+++ Provided material

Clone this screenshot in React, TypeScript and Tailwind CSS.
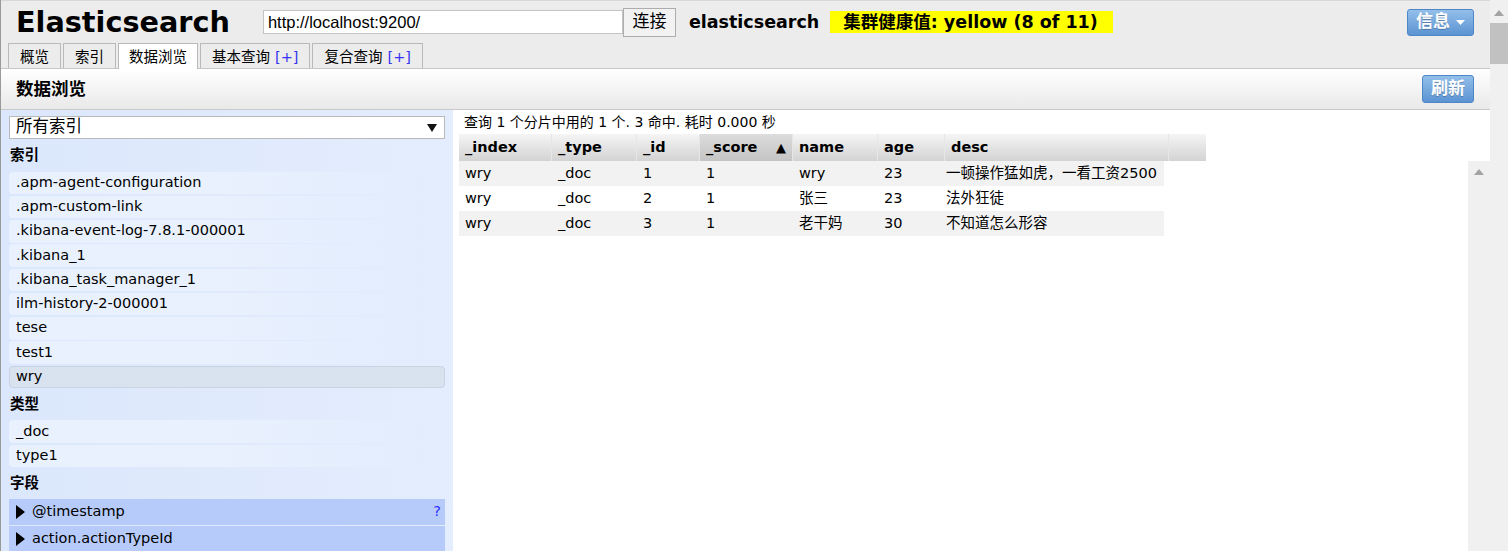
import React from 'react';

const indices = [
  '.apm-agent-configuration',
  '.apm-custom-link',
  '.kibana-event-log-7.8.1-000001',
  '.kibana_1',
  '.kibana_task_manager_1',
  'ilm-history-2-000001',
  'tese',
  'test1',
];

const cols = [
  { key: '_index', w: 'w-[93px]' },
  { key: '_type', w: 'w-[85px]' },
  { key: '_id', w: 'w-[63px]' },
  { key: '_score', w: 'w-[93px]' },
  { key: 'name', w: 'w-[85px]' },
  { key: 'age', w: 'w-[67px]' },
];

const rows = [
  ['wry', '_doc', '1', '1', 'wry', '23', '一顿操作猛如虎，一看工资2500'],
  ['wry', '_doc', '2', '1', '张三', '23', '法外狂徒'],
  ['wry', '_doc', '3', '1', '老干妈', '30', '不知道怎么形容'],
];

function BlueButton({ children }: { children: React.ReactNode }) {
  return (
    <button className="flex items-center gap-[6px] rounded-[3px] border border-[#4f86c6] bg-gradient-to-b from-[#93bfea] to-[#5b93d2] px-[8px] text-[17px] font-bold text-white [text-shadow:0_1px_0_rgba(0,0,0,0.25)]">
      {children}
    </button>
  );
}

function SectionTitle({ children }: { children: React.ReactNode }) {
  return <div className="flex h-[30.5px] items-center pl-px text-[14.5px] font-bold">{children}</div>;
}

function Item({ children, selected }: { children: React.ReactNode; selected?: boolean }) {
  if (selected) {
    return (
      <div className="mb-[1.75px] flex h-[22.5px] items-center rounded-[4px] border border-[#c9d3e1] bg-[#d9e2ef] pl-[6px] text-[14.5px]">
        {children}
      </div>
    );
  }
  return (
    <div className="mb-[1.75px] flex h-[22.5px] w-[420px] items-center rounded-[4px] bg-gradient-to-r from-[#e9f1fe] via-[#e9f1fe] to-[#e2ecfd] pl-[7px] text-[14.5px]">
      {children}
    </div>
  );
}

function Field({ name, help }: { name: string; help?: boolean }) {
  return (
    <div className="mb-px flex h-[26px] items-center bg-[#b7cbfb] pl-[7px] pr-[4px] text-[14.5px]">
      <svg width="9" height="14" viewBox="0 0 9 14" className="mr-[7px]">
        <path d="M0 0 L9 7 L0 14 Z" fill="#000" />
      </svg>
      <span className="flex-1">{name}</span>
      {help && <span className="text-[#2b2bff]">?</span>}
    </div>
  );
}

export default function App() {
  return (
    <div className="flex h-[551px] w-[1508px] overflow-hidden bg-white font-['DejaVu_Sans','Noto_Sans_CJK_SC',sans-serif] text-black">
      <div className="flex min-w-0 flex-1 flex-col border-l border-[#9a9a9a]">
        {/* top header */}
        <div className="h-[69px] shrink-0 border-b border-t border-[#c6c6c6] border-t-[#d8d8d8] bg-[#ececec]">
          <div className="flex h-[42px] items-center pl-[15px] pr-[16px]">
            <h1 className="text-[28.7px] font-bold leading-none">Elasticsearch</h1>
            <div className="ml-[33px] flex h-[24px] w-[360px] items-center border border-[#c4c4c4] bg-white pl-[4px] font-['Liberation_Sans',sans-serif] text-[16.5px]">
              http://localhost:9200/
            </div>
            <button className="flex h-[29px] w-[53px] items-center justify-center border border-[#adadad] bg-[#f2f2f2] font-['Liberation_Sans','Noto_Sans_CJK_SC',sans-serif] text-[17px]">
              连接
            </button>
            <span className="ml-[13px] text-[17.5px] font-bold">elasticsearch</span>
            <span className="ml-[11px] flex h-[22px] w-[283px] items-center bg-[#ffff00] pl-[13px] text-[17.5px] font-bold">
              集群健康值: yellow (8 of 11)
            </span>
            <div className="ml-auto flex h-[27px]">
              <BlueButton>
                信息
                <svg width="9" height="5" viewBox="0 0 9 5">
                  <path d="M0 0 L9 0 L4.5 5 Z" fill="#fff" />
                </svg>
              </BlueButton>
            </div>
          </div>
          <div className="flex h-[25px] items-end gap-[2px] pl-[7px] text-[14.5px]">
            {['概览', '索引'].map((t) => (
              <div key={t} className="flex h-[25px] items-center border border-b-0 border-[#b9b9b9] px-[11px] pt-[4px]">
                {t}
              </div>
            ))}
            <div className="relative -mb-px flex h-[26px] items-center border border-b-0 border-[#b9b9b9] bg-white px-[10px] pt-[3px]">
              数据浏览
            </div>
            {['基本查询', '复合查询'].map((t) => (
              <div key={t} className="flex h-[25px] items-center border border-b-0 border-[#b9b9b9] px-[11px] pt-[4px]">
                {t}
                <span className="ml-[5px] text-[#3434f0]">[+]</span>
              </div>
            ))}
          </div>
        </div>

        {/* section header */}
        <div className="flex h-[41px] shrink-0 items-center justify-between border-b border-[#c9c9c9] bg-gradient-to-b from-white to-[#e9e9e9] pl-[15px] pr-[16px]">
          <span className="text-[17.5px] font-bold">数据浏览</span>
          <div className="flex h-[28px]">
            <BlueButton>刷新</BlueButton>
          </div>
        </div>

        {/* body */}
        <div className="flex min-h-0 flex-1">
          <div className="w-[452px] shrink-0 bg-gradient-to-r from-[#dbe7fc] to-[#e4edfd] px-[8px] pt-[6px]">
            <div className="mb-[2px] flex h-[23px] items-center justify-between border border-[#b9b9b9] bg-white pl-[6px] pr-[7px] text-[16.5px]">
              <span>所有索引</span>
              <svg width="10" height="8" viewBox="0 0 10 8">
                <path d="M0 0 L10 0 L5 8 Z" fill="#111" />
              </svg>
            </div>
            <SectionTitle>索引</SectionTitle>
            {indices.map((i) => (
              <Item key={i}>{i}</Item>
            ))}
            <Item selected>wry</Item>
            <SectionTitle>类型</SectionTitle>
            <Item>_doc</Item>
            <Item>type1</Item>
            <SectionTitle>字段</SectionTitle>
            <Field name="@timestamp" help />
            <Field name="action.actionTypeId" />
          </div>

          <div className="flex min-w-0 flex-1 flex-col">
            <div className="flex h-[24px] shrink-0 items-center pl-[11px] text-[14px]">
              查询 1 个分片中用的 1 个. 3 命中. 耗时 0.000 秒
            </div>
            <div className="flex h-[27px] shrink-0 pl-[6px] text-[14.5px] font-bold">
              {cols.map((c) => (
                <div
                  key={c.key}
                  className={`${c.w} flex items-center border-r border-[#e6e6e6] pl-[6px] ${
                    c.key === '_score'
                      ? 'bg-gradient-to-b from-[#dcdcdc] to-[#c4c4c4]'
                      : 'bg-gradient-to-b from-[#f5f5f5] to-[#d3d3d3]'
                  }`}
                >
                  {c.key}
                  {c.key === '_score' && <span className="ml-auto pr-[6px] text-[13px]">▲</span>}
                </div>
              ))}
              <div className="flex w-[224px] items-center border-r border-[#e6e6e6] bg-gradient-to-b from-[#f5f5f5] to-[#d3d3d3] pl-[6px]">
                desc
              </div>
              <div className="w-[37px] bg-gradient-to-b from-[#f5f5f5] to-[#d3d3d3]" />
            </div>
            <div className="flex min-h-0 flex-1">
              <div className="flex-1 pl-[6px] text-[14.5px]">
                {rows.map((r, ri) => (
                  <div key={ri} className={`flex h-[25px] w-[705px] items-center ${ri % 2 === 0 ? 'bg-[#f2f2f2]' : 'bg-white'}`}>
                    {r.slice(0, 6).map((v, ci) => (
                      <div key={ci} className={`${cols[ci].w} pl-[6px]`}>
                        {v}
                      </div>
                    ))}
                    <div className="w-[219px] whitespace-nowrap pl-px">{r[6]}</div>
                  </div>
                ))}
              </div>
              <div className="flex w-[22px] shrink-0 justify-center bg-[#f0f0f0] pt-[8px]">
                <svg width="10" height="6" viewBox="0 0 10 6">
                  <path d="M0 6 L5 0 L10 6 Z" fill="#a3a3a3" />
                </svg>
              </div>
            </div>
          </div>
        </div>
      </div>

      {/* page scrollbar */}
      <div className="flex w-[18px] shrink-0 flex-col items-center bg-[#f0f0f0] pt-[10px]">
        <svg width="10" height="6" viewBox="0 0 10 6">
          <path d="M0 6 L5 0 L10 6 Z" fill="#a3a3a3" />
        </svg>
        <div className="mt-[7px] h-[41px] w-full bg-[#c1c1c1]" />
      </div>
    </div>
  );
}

++++++

» Set task:
Each line that holds the word "React" is to be copied.

» Task response:
Clone this screenshot in React, TypeScript and Tailwind CSS.
import React from 'react';
function BlueButton({ children }: { children: React.ReactNode }) {
function SectionTitle({ children }: { children: React.ReactNode }) {
function Item({ children, selected }: { children: React.ReactNode; selected?: boolean }) {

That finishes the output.